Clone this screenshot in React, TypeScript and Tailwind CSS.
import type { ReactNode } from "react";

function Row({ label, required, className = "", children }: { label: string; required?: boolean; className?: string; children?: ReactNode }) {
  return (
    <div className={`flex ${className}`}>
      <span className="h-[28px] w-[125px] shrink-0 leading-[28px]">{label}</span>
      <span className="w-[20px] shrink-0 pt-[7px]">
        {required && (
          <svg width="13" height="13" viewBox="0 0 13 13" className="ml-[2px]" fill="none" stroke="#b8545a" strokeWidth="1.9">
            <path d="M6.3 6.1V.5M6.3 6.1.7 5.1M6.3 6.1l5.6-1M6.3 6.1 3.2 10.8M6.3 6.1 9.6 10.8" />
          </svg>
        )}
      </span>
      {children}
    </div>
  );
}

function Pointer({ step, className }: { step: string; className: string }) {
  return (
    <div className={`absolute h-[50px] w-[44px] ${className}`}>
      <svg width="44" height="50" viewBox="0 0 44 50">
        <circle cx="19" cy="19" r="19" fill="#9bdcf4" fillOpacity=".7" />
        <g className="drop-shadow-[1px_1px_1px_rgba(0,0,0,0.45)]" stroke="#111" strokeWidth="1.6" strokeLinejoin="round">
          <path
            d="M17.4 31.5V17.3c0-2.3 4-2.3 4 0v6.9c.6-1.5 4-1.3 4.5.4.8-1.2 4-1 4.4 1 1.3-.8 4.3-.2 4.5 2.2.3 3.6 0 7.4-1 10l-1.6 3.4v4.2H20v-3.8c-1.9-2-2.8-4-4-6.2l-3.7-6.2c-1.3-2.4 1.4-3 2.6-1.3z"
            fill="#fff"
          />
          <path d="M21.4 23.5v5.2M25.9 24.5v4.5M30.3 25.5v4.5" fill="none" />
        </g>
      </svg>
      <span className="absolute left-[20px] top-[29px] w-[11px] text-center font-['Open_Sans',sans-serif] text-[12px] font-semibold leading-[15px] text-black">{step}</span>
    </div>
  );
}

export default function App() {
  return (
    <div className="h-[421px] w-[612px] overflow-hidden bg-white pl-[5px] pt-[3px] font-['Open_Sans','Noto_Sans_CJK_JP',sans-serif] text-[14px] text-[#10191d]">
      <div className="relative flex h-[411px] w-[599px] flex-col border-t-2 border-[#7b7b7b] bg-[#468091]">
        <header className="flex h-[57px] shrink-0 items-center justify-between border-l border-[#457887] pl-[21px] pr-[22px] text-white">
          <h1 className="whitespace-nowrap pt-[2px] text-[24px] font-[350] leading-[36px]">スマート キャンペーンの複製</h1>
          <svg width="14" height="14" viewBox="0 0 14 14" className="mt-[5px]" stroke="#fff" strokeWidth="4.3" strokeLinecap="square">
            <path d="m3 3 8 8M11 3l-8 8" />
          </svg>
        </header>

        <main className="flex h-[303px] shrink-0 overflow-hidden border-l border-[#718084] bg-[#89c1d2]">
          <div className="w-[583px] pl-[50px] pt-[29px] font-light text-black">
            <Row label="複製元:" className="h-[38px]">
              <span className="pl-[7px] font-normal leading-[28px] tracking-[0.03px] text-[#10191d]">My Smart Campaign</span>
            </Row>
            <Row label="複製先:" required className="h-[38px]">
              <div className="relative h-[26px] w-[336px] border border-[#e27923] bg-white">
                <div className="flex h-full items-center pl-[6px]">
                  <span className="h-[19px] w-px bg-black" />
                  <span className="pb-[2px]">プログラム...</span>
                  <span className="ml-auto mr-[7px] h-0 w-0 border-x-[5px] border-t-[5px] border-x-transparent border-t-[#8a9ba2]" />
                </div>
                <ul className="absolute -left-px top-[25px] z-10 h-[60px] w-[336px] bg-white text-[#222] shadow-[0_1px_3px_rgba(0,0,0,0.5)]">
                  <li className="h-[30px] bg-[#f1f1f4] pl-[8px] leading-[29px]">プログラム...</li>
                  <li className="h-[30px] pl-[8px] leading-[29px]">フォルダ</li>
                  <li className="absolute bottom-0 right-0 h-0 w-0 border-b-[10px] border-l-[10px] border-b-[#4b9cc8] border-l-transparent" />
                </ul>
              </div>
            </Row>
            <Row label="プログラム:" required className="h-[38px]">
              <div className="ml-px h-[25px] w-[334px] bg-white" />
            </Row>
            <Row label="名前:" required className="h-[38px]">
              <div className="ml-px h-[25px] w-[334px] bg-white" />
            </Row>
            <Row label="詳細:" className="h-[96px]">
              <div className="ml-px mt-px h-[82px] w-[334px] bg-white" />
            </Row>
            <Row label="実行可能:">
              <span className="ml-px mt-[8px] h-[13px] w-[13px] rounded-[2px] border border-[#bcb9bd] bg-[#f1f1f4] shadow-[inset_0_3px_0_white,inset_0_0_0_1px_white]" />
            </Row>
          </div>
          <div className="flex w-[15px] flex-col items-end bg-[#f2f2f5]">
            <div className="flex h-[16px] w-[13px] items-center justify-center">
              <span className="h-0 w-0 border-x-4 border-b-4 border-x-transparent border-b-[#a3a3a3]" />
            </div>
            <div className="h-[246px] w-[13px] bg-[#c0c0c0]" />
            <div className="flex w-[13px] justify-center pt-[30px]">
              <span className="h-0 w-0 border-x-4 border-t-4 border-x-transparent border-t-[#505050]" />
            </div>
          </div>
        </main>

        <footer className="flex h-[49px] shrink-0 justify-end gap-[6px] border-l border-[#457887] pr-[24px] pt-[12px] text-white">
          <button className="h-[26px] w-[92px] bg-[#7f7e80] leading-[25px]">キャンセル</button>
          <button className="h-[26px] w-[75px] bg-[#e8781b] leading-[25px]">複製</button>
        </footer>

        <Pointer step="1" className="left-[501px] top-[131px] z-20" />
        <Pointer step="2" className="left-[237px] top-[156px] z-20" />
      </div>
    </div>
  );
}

○ ○ ○ ○ ○

→ Aim of the task
Return all of the data word for word.

→ Exercise answer
Clone this screenshot in React, TypeScript and Tailwind CSS.
import type { ReactNode } from "react";

function Row({ label, required, className = "", children }: { label: string; required?: boolean; className?: string; children?: ReactNode }) {
  return (
    <div className={`flex ${className}`}>
      <span className="h-[28px] w-[125px] shrink-0 leading-[28px]">{label}</span>
      <span className="w-[20px] shrink-0 pt-[7px]">
        {required && (
          <svg width="13" height="13" viewBox="0 0 13 13" className="ml-[2px]" fill="none" stroke="#b8545a" strokeWidth="1.9">
            <path d="M6.3 6.1V.5M6.3 6.1.7 5.1M6.3 6.1l5.6-1M6.3 6.1 3.2 10.8M6.3 6.1 9.6 10.8" />
          </svg>
        )}
      </span>
      {children}
    </div>
  );
}

function Pointer({ step, className }: { step: string; className: string }) {
  return (
    <div className={`absolute h-[50px] w-[44px] ${className}`}>
      <svg width="44" height="50" viewBox="0 0 44 50">
        <circle cx="19" cy="19" r="19" fill="#9bdcf4" fillOpacity=".7" />
        <g className="drop-shadow-[1px_1px_1px_rgba(0,0,0,0.45)]" stroke="#111" strokeWidth="1.6" strokeLinejoin="round">
          <path
            d="M17.4 31.5V17.3c0-2.3 4-2.3 4 0v6.9c.6-1.5 4-1.3 4.5.4.8-1.2 4-1 4.4 1 1.3-.8 4.3-.2 4.5 2.2.3 3.6 0 7.4-1 10l-1.6 3.4v4.2H20v-3.8c-1.9-2-2.8-4-4-6.2l-3.7-6.2c-1.3-2.4 1.4-3 2.6-1.3z"
            fill="#fff"
          />
          <path d="M21.4 23.5v5.2M25.9 24.5v4.5M30.3 25.5v4.5" fill="none" />
        </g>
      </svg>
      <span className="absolute left-[20px] top-[29px] w-[11px] text-center font-['Open_Sans',sans-serif] text-[12px] font-semibold leading-[15px] text-black">{step}</span>
    </div>
  );
}

export default function App() {
  return (
    <div className="h-[421px] w-[612px] overflow-hidden bg-white pl-[5px] pt-[3px] font-['Open_Sans','Noto_Sans_CJK_JP',sans-serif] text-[14px] text-[#10191d]">
      <div className="relative flex h-[411px] w-[599px] flex-col border-t-2 border-[#7b7b7b] bg-[#468091]">
        <header className="flex h-[57px] shrink-0 items-center justify-between border-l border-[#457887] pl-[21px] pr-[22px] text-white">
          <h1 className="whitespace-nowrap pt-[2px] text-[24px] font-[350] leading-[36px]">スマート キャンペーンの複製</h1>
          <svg width="14" height="14" viewBox="0 0 14 14" className="mt-[5px]" stroke="#fff" strokeWidth="4.3" strokeLinecap="square">
            <path d="m3 3 8 8M11 3l-8 8" />
          </svg>
        </header>

        <main className="flex h-[303px] shrink-0 overflow-hidden border-l border-[#718084] bg-[#89c1d2]">
          <div className="w-[583px] pl-[50px] pt-[29px] font-light text-black">
            <Row label="複製元:" className="h-[38px]">
              <span className="pl-[7px] font-normal leading-[28px] tracking-[0.03px] text-[#10191d]">My Smart Campaign</span>
            </Row>
            <Row label="複製先:" required className="h-[38px]">
              <div className="relative h-[26px] w-[336px] border border-[#e27923] bg-white">
                <div className="flex h-full items-center pl-[6px]">
                  <span className="h-[19px] w-px bg-black" />
                  <span className="pb-[2px]">プログラム...</span>
                  <span className="ml-auto mr-[7px] h-0 w-0 border-x-[5px] border-t-[5px] border-x-transparent border-t-[#8a9ba2]" />
                </div>
                <ul className="absolute -left-px top-[25px] z-10 h-[60px] w-[336px] bg-white text-[#222] shadow-[0_1px_3px_rgba(0,0,0,0.5)]">
                  <li className="h-[30px] bg-[#f1f1f4] pl-[8px] leading-[29px]">プログラム...</li>
                  <li className="h-[30px] pl-[8px] leading-[29px]">フォルダ</li>
                  <li className="absolute bottom-0 right-0 h-0 w-0 border-b-[10px] border-l-[10px] border-b-[#4b9cc8] border-l-transparent" />
                </ul>
              </div>
            </Row>
            <Row label="プログラム:" required className="h-[38px]">
              <div className="ml-px h-[25px] w-[334px] bg-white" />
            </Row>
            <Row label="名前:" required className="h-[38px]">
              <div className="ml-px h-[25px] w-[334px] bg-white" />
            </Row>
            <Row label="詳細:" className="h-[96px]">
              <div className="ml-px mt-px h-[82px] w-[334px] bg-white" />
            </Row>
            <Row label="実行可能:">
              <span className="ml-px mt-[8px] h-[13px] w-[13px] rounded-[2px] border border-[#bcb9bd] bg-[#f1f1f4] shadow-[inset_0_3px_0_white,inset_0_0_0_1px_white]" />
            </Row>
          </div>
          <div className="flex w-[15px] flex-col items-end bg-[#f2f2f5]">
            <div className="flex h-[16px] w-[13px] items-center justify-center">
              <span className="h-0 w-0 border-x-4 border-b-4 border-x-transparent border-b-[#a3a3a3]" />
            </div>
            <div className="h-[246px] w-[13px] bg-[#c0c0c0]" />
            <div className="flex w-[13px] justify-center pt-[30px]">
              <span className="h-0 w-0 border-x-4 border-t-4 border-x-transparent border-t-[#505050]" />
            </div>
          </div>
        </main>

        <footer className="flex h-[49px] shrink-0 justify-end gap-[6px] border-l border-[#457887] pr-[24px] pt-[12px] text-white">
          <button className="h-[26px] w-[92px] bg-[#7f7e80] leading-[25px]">キャンセル</button>
          <button className="h-[26px] w-[75px] bg-[#e8781b] leading-[25px]">複製</button>
        </footer>

        <Pointer step="1" className="left-[501px] top-[131px] z-20" />
        <Pointer step="2" className="left-[237px] top-[156px] z-20" />
      </div>
    </div>
  );
}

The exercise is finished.